Our Kind of Traitor

Some Anemic Spies

An Illusion Review by Joan Ellis

Our Kind of Traitor

How can you miss when you build a movie on a novel by John LeCarre? Quite easily, it seems. Our Kind of Traitor starts out with some promising post-WWII ingredients: the Russian mafia, Britain’s MI6, and an unwitting courier. Spinning those elements into an effective spy thriller requires sharp direction and a knife-edged script. Unfortunately, this one falls instead into the well of mistakes common to Grade B spy stories.

We meet Perry (Ewan McGregor), a professor of Poetics at a London university and his girlfriend Gail (Naomi Harris) a British lawyer, as they travel in Marrakech. After Gail goes to their room early (something, we’re not sure what, is wrong between them), Perry is approached by Dima (Stellan Skarsgard), a tough Russian who persuades Perry to accompany him to a nightclub where drunken sex reigns.

The professor of Poetics is chosen by the Russian mobster to deliver a piece of paper to MI6. This will ensure, Dima says, the safety of his family who can survive only if Britain protects them in exchange for the paper in Perry’s hands. It takes a fair amount of concentration to grasp that premise, sunk as it was in the surrounding debauchery, melodramatic music, and background imagery that resembles an abstract painting on fast forward.
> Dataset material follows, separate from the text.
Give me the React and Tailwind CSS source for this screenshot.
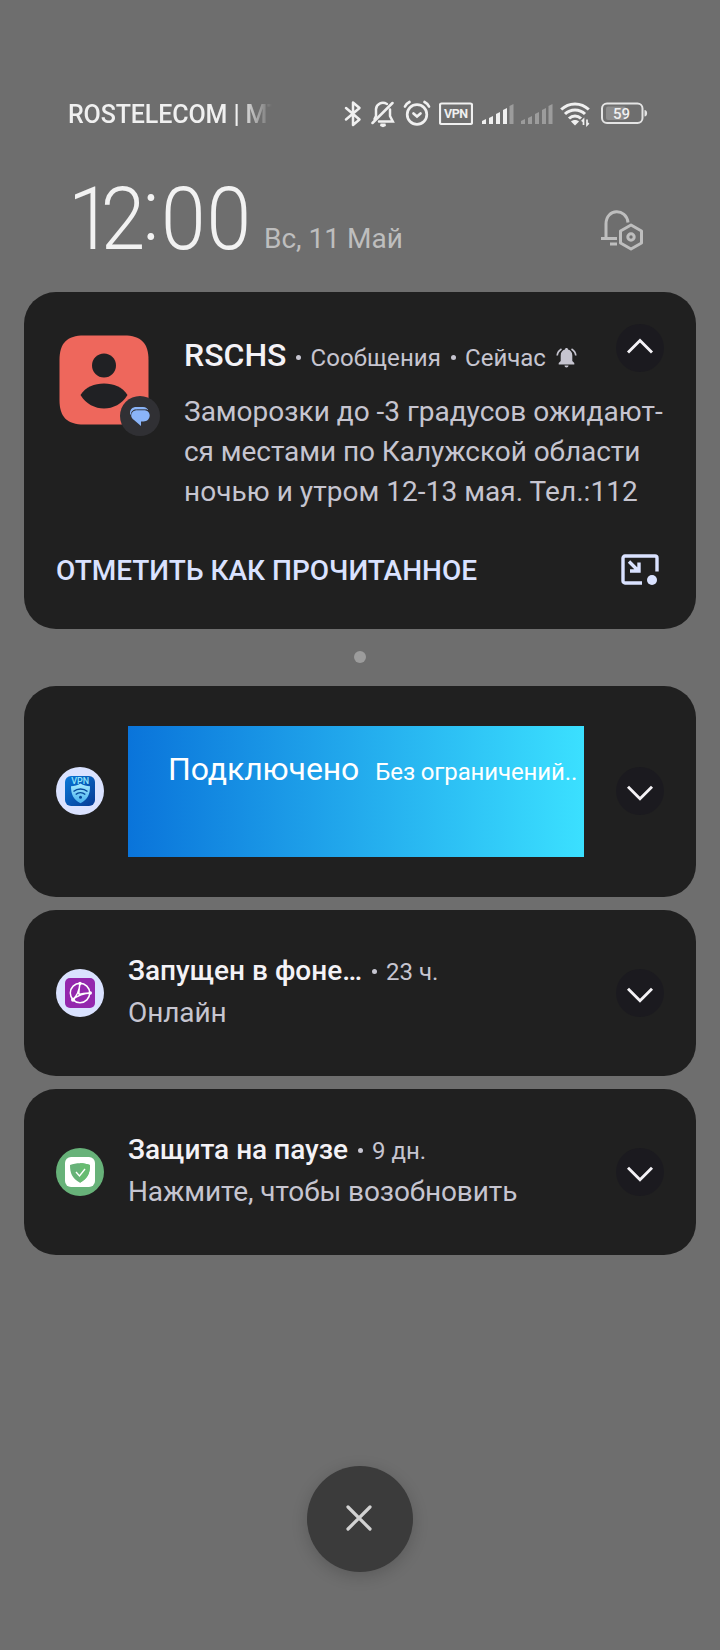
const SIGNAL_BARS = [
  { x: 0, y: 19, h: 5 },
  { x: 7, y: 16, h: 8 },
  { x: 14, y: 12, h: 12 },
  { x: 21, y: 8, h: 16 },
  { x: 27.5, y: 4, h: 20 },
];

function Signal({ level }) {
  return (
    <svg width="32" height="28" viewBox="0 0 32 28">
      {SIGNAL_BARS.map((bar, idx) => (
        <path
          key={bar.x}
          d={`M${bar.x} ${bar.y + 2}l4 -2v${bar.h}h-4z`}
          fill={idx < level ? '#f0f0f0' : '#9c9c9c'}
        />
      ))}
    </svg>
  );
}

function StatusIcons() {
  return (
    <div className="flex items-center">
      <svg className="mr-[9px]" width="18" height="28" viewBox="0 0 18 28" fill="none" stroke="#f0f0f0" strokeWidth="2.5" strokeLinejoin="round" strokeLinecap="round">
        <path d="M2 8l13.500 11.500L9 25V2.500l6.500 5.500L2 19.500" />
      </svg>

      <svg className="mr-[7px]" width="25" height="28" viewBox="0 0 25 28" fill="none" stroke="#f0f0f0" strokeWidth="2.500" strokeLinecap="round">
        <path d="M1.500 23L21.500 3" />
        <path d="M16 4C10.500 1 5.500 4.500 5 9v7l-1.500 3" />
        <path d="M19 9.500V16l2.800 5.500H8" />
        <path d="M9.500 24.800h5l-2.500 1z" />
      </svg>

      <svg className="mr-[8px]" width="28" height="28" viewBox="0 0 28 28" fill="none" stroke="#f0f0f0" strokeWidth="2.700" strokeLinecap="round">
        <circle cx="14" cy="14.500" r="9.800" />
        <path d="M2 6.500C3 4.500 4.500 3 6.500 2M26 6.500C25 4.500 23.500 3 21.500 2M10.500 13.500l3.500 3 3.500-3" />
      </svg>

      <svg className="mr-[9px]" width="34" height="28" viewBox="0 0 34 28">
        <rect x="1" y="3.500" width="32" height="20.500" rx="1.500" fill="none" stroke="#f0f0f0" strokeWidth="2.200" />
        <text x="17" y="18.200" textAnchor="middle" textLength="24" fill="#f0f0f0" className="font-[Roboto,sans-serif] text-[12.500px] font-bold">
          VPN
        </text>
      </svg>

      <div className="mr-[7px]"><Signal level={4} /></div>
      <div className="mr-[7px]"><Signal level={0} /></div>

      <svg className="mr-[10px]" width="31" height="28" viewBox="0 0 31 28" fill="none" stroke="#f0f0f0" strokeWidth="3">
        <path d="M1.200 9.500C9 2 21 2 28.800 9.500" />
        <path d="M5 14c5.500-5.500 14.500-5.500 20 0" />
        <path d="M9 18.500c3.500-3.500 8.500-3.500 12 0" />
        <path d="M11 21.500c2-2 6-2 8 0L15 25.500z" fill="#f0f0f0" stroke="none" />
        <path d="M23.500 25v-5.500l-1.800 1.800M27 19.500V25l1.800-1.800" strokeWidth="1.700" />
      </svg>

      <svg width="47" height="28" viewBox="0 0 47 28">
        <rect x="1" y="3.500" width="40.500" height="19.500" rx="5" fill="none" stroke="#e4e4e4" strokeWidth="2" />
        <rect x="5" y="6.500" width="20" height="13.500" rx="2" fill="#8c8c8c" />
        <path d="M43.500 10c3.500 0 3.500 6.500 0 6.500z" fill="#e4e4e4" />
        <text x="20.500" y="18.700" textAnchor="middle" fill="#f0f0f0" className="font-[Roboto,sans-serif] text-[15px] font-medium">
          59
        </text>
      </svg>
    </div>
  );
}

function Chevron({ up }) {
  return (
    <div className="flex h-12 w-12 shrink-0 items-center justify-center rounded-full bg-[#1b1a1f]">
      <svg width="48" height="48" viewBox="0 0 48 48" fill="none" stroke="#f4f2f6" strokeWidth="2.900">
        <path d={up ? 'M12 28.500L24 16.500l12 12' : 'M12 19.800l12 12 12-12'} />
      </svg>
    </div>
  );
}

function Dot() {
  return <span className="mx-[9.5px] inline-block h-[5px] w-[5px] shrink-0 -translate-y-[6px] rounded-full bg-[#c6c5d0]" />;
}

function VpnIcon() {
  return (
    <svg width="48" height="48" viewBox="0 0 48 48">
      <defs>
        <linearGradient id="vpn-bg" x1="0" y1="0" x2="1" y2="1">
          <stop offset="0" stopColor="#0a78d8" />
          <stop offset="1" stopColor="#053a94" />
        </linearGradient>
        <linearGradient id="vpn-shield" x1="0" y1="0" x2="0" y2="1">
          <stop offset="0" stopColor="#a8ecff" />
          <stop offset="1" stopColor="#46b0ee" />
        </linearGradient>
      </defs>
      <circle cx="24" cy="24" r="24" fill="#dae2ff" />
      <rect x="9" y="9" width="30" height="30" rx="6" fill="url(#vpn-bg)" />
      <text x="24.200" y="16.600" textAnchor="middle" textLength="18" fill="#8fe4fb" className="font-[Roboto,sans-serif] text-[9px] font-medium">
        VPN
      </text>
      <path d="M24.500 16.500c3 2 6 2.700 9.500 2.700 0 8-2 13-9.500 17-7.500-4-9.500-9-9.500-17 3.500 0 6.500-.7 9.500-2.700z" fill="url(#vpn-shield)" />
      <g fill="none" stroke="#064a9c" strokeWidth="1.500">
        <path d="M17.500 24.500c4-3.300 10-3.300 14 0M19.700 27.500c2.700-2.200 6.800-2.200 9.600 0" />
      </g>
      <circle cx="24.500" cy="30.300" r="1.500" fill="#064a9c" />
    </svg>
  );
}

function OrbitIcon() {
  return (
    <svg width="48" height="48" viewBox="0 0 48 48">
      <circle cx="24" cy="24" r="24" fill="#dae2ff" />
      <rect x="9" y="9" width="30" height="30" rx="5" fill="#9427ad" />
      <g fill="none" stroke="#fff" strokeWidth="1.500">
        <circle cx="24" cy="24" r="9.700" />
        <path d="M24 14.500c-.5 6-1.500 11-7.500 16.500M24 14.500c-1 4-1 7-1.200 11M35 24c-4 .3-8 .5-12.200 1.500M35 24c-7 0-13 2-18.500 7" />
      </g>
      <circle cx="24" cy="14.500" r="1.700" fill="#fff" />
      <circle cx="34.300" cy="24" r="1.700" fill="#fff" />
      <circle cx="17" cy="30.700" r="2" fill="#fff" />
    </svg>
  );
}

function ShieldIcon() {
  return (
    <svg width="48" height="48" viewBox="0 0 48 48">
      <circle cx="24" cy="24" r="24" fill="#67b279" />
      <rect x="9" y="9" width="30" height="30" rx="6" fill="#fff" />
      <path d="M24 15.300c3.500 0 7 .6 10 1.800 0 8-2 13.500-10 17.700-8-4.200-10-9.700-10-17.700 3-1.200 6.500-1.800 10-1.800z" fill="#67b279" />
      <path d="M24 15.300c3.500 0 7 .6 10 1.800 0 8-2 13.500-10 17.700z" fill="#68bc71" />
      <path d="M20 24l3.500 4 5.500-7" fill="none" stroke="#fff" strokeWidth="1.400" />
    </svg>
  );
}

function Notification({ icon, title, time, text }) {
  return (
    <div className="flex h-[166px] items-center rounded-[32px] bg-[#202020] px-8">
      {icon}
      <div className="ml-6 flex-1 pb-[3px]">
        <div className="flex items-baseline leading-[42px]">
          <span className="text-[28px] font-medium text-[#f4f2f6]">{title}</span>
          <Dot />
          <span className="text-2xl text-[#c6c5d0]">{time}</span>
        </div>
        <p className="text-[28px] leading-[42px] tracking-[-0.1px] text-[#c6c5d0]">{text}</p>
      </div>
      <Chevron />
    </div>
  );
}

export default function App() {
  return (
    <div className="flex h-[1650px] w-[720px] flex-col overflow-hidden bg-[#6e6e6e] px-6 pt-[100px] font-[Roboto,sans-serif]">
      <div className="flex h-7 items-center justify-between pr-[48px] pl-[44px]">
        <div className="w-[230px] pt-[2px] text-[25px] leading-[30px] font-medium tracking-[-0.12px] whitespace-nowrap text-[#f0f0f0] [mask-image:linear-gradient(to_right,#000_172px,transparent_204px)]">
          ROSTELECOM | MT
        </div>
        <StatusIcons />
      </div>

      <div className="mt-[47px] flex h-[88px] items-baseline pl-[44px]">
        <span className="w-[188px] origin-left scale-x-[0.912] text-[88px] leading-[88px] font-light tracking-[-3px] whitespace-nowrap text-[#f2f2f2]">
          <span className="tracking-[-13px]">1</span>2
          <span className="mr-[5px] inline-block -translate-y-[9px]">:</span>
          <span className="tracking-[1px]">0</span>0
        </span>
        <span className="ml-2 -translate-y-[1px] text-[28px] text-[#bebebe]">Вс, 11 Май</span>
        <svg className="mt-[21px] mr-[52px] ml-auto self-center" width="44" height="42" viewBox="0 0 44 42" fill="none" stroke="#bebebe" strokeWidth="3">
          <path d="M1 28.500h16M6 28V14C6 -2 26.500 -2 28 12.500" transform="translate(0 1)" />
          <path d="M10 35h7" />
          <path d="M31 17l10.500 6v12L31 41l-10.500-6V23z" transform="translate(0 -1)" strokeLinejoin="round" />
          <circle cx="31" cy="28" r="3.200" />
        </svg>
      </div>

      <div className="mt-[29px] h-[337px] rounded-[32px] bg-[#202020] px-8 pt-8">
        <div className="flex">
          <div className="relative mt-[11px] ml-[3px] h-[90px] w-[90px] shrink-0">
            <svg width="90" height="90" viewBox="0 0 90 90">
              <path d="M25 .5H65C82 .5 89.500 8 89.500 25V65C89.500 82 82 89.500 65 89.500H25C8 89.500 .5 82 .5 65V25C.5 8 8 .5 25 .5z" fill="#ee675c" />
              <circle cx="45" cy="30.500" r="12" fill="#202124" />
              <path d="M21.500 60c5-8 14-11.500 23.500-11.500S63.500 52 68.500 60C63 69 54 73.500 45 73.500S27 69 21.500 60z" fill="#202124" />
            </svg>
            <svg className="absolute top-[61px] left-[61px]" width="40" height="40" viewBox="0 0 40 40">
              <circle cx="20" cy="20" r="20" fill="#303034" />
              <path d="M10 17c0-4 3-6 6-6h7c3 0 4.500 1.500 5 3H16c-3 0-5 2-5 5-.6-.5-1-1-1-2z" fill="#8ab4f8" />
              <path d="M17 14h6.500c4 0 6.200 2.500 6.200 5.500s-2.500 6-6.200 6h-2.500V30L14 24c-2-1.500-2.800-3-2.800-4.500 0-3 2.600-5.500 5.800-5.500z" fill="#8ab4f8" />
              <path d="M11.500 16.500c1-1.700 2.500-2.700 5-2.700H27" fill="none" stroke="#303034" strokeWidth=".9" />
            </svg>
          </div>

          <div className="ml-[35px] min-w-0 flex-1">
            <div className="flex justify-between">
              <div className="mt-[11px] flex items-baseline leading-10 whitespace-nowrap">
                <span className="text-[32px] font-medium text-[#f4f2f6]">RSCHS</span>
                <Dot />
                <span className="text-2xl tracking-[0.1px] text-[#c6c5d0]">Сообщения</span>
                <Dot />
                <span className="text-2xl text-[#c6c5d0]">Сейчас</span>
                <svg className="ml-[10px] translate-y-[2px]" width="21" height="21" viewBox="0 0 21 21" fill="#c6c5d0">
                  <path d="M10.500 1c1 0 1.500.7 1.500 1.600 2.800.8 4.300 3 4.300 5.900v5.500l2 2V17.500H2.700V16l2-2V8.500c0-2.900 1.500-5.100 4.300-5.900C9 1.700 9.500 1 10.500 1zM8.500 18.500h4c0 1.300-.9 2-2 2s-2-.7-2-2z" />
                  <path d="M5.500 2C3 3.500 1.500 5.500 1.200 8.500M15.500 2C18 3.500 19.500 5.500 19.800 8.500" fill="none" stroke="#c6c5d0" strokeWidth="1.700" />
                </svg>
              </div>
              <Chevron up />
            </div>
            <p className="mt-[17px] text-[28px] leading-10 whitespace-nowrap text-[#c6c5d0]">
              Заморозки до -3 градусов ожидают-
              <br />
              <span className="tracking-[-0.06px]">ся местами по Калужской области</span>
              <br />
              <span className="tracking-[0.05px]">ночью и утром 12-13 мая. Тел.:112</span>
            </p>
          </div>
        </div>

        <div className="mt-[38px] flex h-10 items-center justify-between">
          <button className="translate-y-[1px] text-[28px] leading-10 font-medium text-[#dae2ff]">ОТМЕТИТЬ КАК ПРОЧИТАННОЕ</button>
          <svg className="mr-[5px]" width="38" height="32" viewBox="0 0 38 32" fill="none" stroke="#dae2ff" strokeWidth="3.400">
            <path d="M21 29H4a2 2 0 0 1-2-2V4a2 2 0 0 1 2-2h30a2 2 0 0 1 2 2v13.500" />
            <path d="M8 7.500l9 9M18 8.500V17H9" />
            <circle cx="31" cy="26" r="5" fill="#dae2ff" stroke="none" />
          </svg>
        </div>
      </div>

      <div className="mx-auto mt-[22px] h-3 w-3 shrink-0 rounded-full bg-[#9c9c9c]" />

      <div className="mt-[23px] flex flex-col gap-[13px]">
        <div className="flex h-[211px] items-center rounded-[32px] bg-[#202020] px-8 pb-[1px]">
          <VpnIcon />
          <div className="mt-[1px] ml-6 flex h-[131px] w-[456px] items-baseline bg-linear-to-r/srgb from-[#0a74da] to-[#3be0ff] pt-[23px] pl-10 leading-10 whitespace-nowrap text-white">
            <span className="text-[32px] tracking-[-0.1px]">Подключено</span>
            <span className="ml-4 text-2xl tracking-[-0.12px]">Без ограничений..</span>
          </div>
          <div className="ml-8">
            <Chevron />
          </div>
        </div>
        <Notification icon={<OrbitIcon />} title="Запущен в фоне…" time="23 ч." text="Онлайн" />
        <Notification icon={<ShieldIcon />} title="Защита на паузе" time="9 дн." text="Нажмите, чтобы возобновить" />
      </div>

      <button className="mx-auto mt-[211px] flex h-[106px] w-[106px] shrink-0 items-center justify-center rounded-full bg-[#3b3b3b] pr-[2px] pb-[2px] shadow-[0_4px_16px_rgba(0,0,0,0.18)]">
        <svg width="26" height="26" viewBox="0 0 26 26" fill="none" stroke="#d2d2d2" strokeWidth="3.200" strokeLinecap="round">
          <path d="M2 2l22 22M24 2L2 24" />
        </svg>
      </button>
    </div>
  );
}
The extremely competent Stellan Skarsgard is asked here to portray a wild eyed, threatening Russian mobster caught in the danger of his profession. The scriptwriter makes the inexcusable mistake of having Dima yell the marvelous F- – -.word repeatedly. So effective with its terrific consonant strength when used sparingly at just the right times, so destructive in constant repetition, it turns Dima into a dunce.

By this time we are worried about Perry and Gail who are caught in a mobster plot that plunges into an absolute muddle as a small army of uninteresting characters is introduced. Only the few we have come to know convey the fear and danger of their situation. The rest contribute only confusion.

In this muddle of people and purpose, Naomi Harris manages to create a memorable character in Gail, a strong British lawyer with a mind and heart big enough to step up when she sees injustice. In a key role, she shines. Hector, the MI6 man (Damien Lewis) does a good job as a featured player whose motives aren’t clear.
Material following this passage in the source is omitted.